▶ _INPUT DATA_
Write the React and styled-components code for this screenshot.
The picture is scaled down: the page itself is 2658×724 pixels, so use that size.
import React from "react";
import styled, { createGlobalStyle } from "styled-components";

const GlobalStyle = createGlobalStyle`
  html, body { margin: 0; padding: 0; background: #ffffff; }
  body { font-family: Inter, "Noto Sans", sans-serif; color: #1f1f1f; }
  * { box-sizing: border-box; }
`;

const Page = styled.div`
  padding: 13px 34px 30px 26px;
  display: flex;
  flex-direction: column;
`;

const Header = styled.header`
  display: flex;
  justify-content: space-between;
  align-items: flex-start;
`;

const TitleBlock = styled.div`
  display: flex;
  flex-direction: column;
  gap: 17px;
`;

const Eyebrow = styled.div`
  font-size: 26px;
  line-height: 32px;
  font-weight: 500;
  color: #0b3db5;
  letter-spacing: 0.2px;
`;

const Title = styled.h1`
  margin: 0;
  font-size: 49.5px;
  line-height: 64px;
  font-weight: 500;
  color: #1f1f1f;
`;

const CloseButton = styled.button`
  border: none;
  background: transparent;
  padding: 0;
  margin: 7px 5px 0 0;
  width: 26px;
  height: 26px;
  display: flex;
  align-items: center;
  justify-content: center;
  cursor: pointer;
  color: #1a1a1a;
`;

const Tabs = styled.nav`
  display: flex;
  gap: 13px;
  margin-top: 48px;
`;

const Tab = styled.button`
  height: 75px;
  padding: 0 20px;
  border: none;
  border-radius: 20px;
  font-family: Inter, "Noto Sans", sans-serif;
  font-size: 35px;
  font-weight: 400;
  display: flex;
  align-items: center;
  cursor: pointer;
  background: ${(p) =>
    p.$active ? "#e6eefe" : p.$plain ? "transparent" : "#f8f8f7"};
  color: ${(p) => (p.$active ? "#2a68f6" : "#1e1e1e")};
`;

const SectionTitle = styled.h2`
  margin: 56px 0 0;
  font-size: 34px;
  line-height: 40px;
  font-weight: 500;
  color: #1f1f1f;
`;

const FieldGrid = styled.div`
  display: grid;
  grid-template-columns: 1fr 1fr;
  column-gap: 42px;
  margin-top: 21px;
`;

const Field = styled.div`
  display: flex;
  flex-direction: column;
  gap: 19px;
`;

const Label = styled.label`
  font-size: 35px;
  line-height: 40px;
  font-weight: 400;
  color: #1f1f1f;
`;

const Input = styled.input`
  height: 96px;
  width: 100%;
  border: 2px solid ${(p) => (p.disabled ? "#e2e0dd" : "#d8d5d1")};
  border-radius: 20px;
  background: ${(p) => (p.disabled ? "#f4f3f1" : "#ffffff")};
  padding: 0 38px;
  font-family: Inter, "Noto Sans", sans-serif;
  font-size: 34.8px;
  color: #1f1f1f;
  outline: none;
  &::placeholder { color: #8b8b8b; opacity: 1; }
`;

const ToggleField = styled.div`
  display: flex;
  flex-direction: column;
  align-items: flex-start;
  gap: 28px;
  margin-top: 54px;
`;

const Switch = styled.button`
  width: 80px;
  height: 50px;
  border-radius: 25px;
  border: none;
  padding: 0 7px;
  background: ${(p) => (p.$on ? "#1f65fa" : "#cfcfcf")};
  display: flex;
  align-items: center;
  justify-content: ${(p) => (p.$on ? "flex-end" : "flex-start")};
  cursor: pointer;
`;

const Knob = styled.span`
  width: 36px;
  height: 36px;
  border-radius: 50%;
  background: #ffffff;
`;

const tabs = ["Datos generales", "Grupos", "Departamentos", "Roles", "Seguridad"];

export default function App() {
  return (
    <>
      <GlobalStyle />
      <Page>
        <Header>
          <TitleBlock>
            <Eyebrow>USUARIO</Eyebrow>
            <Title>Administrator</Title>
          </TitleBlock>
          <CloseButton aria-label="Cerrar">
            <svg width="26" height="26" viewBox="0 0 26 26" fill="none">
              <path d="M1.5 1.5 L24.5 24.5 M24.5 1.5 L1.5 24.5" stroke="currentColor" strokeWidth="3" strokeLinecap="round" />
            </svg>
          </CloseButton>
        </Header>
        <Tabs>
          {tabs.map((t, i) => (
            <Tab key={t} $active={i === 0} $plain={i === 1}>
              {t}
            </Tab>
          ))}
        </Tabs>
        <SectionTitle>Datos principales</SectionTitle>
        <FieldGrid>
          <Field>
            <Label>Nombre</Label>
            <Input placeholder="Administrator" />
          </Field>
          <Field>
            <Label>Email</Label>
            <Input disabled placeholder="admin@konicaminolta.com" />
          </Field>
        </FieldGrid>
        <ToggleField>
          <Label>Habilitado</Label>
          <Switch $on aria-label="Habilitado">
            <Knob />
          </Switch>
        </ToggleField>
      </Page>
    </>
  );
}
==
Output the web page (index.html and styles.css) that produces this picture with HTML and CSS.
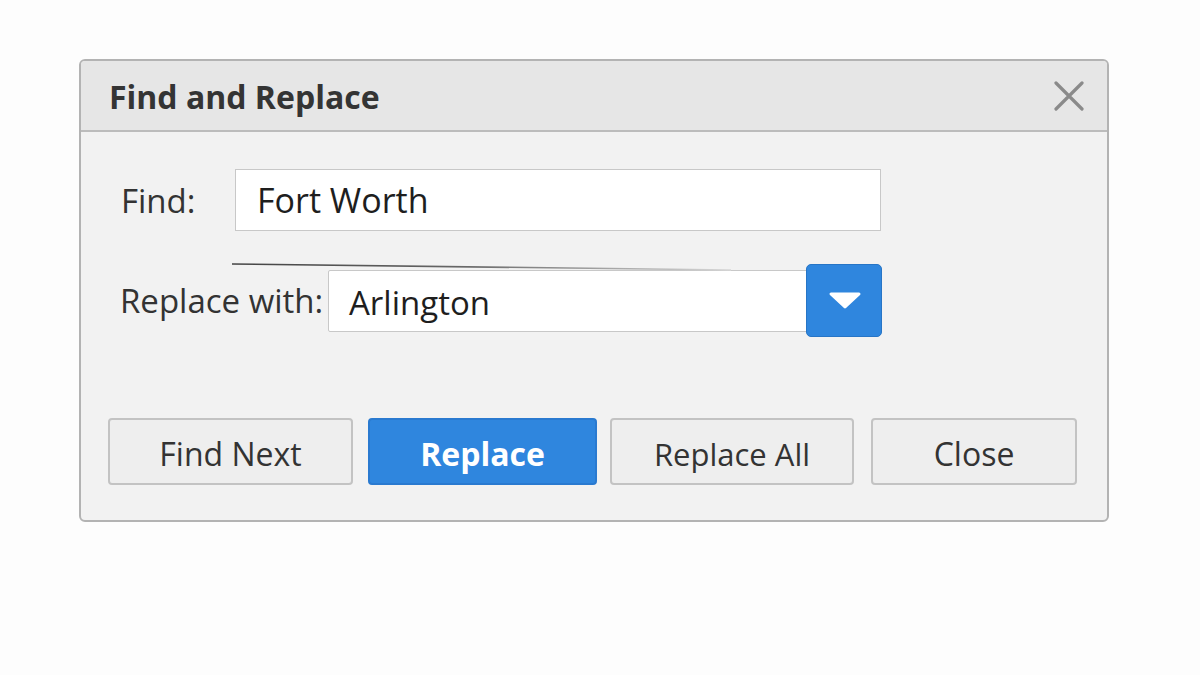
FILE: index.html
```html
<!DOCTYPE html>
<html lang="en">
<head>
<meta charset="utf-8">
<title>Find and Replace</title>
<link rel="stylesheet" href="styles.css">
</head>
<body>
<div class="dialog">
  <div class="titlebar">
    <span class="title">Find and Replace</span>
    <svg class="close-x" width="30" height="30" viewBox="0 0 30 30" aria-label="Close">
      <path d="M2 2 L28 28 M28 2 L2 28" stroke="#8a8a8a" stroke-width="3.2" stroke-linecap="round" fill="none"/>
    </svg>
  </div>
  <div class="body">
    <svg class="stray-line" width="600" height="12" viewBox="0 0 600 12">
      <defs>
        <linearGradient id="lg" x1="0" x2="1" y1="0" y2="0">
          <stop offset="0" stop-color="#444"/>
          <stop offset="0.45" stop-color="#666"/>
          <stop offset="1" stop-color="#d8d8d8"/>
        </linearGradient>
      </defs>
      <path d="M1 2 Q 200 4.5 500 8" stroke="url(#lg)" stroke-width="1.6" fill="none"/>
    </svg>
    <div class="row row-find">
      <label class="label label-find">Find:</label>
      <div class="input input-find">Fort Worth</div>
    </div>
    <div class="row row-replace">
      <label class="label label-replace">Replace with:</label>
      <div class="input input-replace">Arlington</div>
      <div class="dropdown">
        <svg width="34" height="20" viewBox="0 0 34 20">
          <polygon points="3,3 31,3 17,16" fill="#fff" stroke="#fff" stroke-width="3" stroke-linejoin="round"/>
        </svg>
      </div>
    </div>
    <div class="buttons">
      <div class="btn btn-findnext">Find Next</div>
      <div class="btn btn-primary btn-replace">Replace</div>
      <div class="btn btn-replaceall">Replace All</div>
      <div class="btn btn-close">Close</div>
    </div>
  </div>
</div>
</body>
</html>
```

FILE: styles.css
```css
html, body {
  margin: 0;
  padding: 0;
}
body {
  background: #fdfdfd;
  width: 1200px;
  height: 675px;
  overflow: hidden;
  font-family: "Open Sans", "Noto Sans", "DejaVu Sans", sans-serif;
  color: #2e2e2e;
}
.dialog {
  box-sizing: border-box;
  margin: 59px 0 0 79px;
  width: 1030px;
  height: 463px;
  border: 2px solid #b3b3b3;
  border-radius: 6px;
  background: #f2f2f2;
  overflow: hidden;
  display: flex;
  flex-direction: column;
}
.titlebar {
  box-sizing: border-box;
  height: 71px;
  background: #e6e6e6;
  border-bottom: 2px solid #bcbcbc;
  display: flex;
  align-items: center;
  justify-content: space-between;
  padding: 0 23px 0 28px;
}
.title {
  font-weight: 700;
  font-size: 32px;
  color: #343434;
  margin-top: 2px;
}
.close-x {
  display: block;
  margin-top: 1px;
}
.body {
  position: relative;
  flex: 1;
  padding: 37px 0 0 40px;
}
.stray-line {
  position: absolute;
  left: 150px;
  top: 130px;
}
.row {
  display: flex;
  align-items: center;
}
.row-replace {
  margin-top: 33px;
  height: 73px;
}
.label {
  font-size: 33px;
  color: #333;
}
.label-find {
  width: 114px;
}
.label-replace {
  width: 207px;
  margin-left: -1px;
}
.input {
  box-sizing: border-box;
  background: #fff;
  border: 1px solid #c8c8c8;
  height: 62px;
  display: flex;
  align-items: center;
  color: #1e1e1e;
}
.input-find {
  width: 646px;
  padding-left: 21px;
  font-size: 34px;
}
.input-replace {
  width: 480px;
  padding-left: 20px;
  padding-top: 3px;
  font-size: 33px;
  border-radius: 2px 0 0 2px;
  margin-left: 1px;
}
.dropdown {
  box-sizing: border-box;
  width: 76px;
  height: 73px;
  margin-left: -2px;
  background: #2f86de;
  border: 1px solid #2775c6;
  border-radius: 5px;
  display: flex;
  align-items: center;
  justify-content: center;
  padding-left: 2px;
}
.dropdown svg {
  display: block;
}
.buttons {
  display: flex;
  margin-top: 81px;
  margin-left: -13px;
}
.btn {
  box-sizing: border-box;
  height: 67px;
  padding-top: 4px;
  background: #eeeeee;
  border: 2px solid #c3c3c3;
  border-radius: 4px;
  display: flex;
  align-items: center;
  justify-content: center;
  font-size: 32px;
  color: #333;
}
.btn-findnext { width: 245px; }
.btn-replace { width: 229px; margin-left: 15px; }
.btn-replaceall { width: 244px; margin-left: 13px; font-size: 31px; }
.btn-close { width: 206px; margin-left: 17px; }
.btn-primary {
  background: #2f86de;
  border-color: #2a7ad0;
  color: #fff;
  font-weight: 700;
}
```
...
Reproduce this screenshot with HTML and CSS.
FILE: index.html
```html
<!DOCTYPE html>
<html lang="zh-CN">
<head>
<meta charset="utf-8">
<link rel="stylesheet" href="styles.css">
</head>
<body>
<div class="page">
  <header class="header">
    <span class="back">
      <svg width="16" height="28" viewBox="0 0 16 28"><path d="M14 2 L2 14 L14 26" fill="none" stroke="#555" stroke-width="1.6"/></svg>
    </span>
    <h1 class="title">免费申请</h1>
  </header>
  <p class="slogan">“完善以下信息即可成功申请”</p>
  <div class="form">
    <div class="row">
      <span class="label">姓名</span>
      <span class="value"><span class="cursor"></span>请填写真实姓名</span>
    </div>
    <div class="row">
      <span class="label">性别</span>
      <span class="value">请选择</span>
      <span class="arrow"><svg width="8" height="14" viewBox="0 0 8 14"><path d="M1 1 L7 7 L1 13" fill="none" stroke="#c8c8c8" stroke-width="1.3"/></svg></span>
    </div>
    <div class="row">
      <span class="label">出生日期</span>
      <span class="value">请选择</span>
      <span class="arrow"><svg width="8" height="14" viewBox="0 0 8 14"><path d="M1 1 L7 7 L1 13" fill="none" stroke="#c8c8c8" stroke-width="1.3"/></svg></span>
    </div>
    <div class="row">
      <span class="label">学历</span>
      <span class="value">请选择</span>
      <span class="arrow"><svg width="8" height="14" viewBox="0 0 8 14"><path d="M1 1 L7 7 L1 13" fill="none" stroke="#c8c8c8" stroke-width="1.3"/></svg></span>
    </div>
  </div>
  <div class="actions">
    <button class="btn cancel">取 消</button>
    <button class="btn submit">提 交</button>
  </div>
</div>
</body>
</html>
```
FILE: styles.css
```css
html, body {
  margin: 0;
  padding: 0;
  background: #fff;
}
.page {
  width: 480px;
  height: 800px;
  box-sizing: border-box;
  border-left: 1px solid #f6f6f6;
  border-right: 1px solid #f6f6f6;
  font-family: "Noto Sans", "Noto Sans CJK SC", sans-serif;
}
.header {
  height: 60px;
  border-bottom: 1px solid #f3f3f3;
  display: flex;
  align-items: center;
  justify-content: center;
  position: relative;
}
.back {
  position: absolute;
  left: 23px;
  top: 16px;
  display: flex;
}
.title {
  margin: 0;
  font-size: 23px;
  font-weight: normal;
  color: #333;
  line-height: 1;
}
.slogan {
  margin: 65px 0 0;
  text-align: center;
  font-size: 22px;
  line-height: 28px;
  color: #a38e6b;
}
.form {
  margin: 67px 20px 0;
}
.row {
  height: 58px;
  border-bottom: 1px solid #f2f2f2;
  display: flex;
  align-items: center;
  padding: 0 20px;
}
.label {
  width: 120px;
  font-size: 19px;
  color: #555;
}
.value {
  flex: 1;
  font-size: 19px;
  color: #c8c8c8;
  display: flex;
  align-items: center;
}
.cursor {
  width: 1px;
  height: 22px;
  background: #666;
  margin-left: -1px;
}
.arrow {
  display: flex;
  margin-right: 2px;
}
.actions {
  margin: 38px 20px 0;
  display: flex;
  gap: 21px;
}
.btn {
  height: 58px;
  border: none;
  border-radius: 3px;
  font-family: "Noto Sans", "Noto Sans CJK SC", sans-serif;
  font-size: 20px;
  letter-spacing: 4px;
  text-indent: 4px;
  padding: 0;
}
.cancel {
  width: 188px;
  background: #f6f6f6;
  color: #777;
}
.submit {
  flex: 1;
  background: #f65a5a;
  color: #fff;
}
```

▶ _WORK REQUIRED_
Look through the data and gather every line with the string "that" in it.

▶ _SOLVED EXERCISE_
The picture is scaled down: the page itself is 2658×724 pixels, so use that size.
Output the web page (index.html and styles.css) that produces this picture with HTML and CSS.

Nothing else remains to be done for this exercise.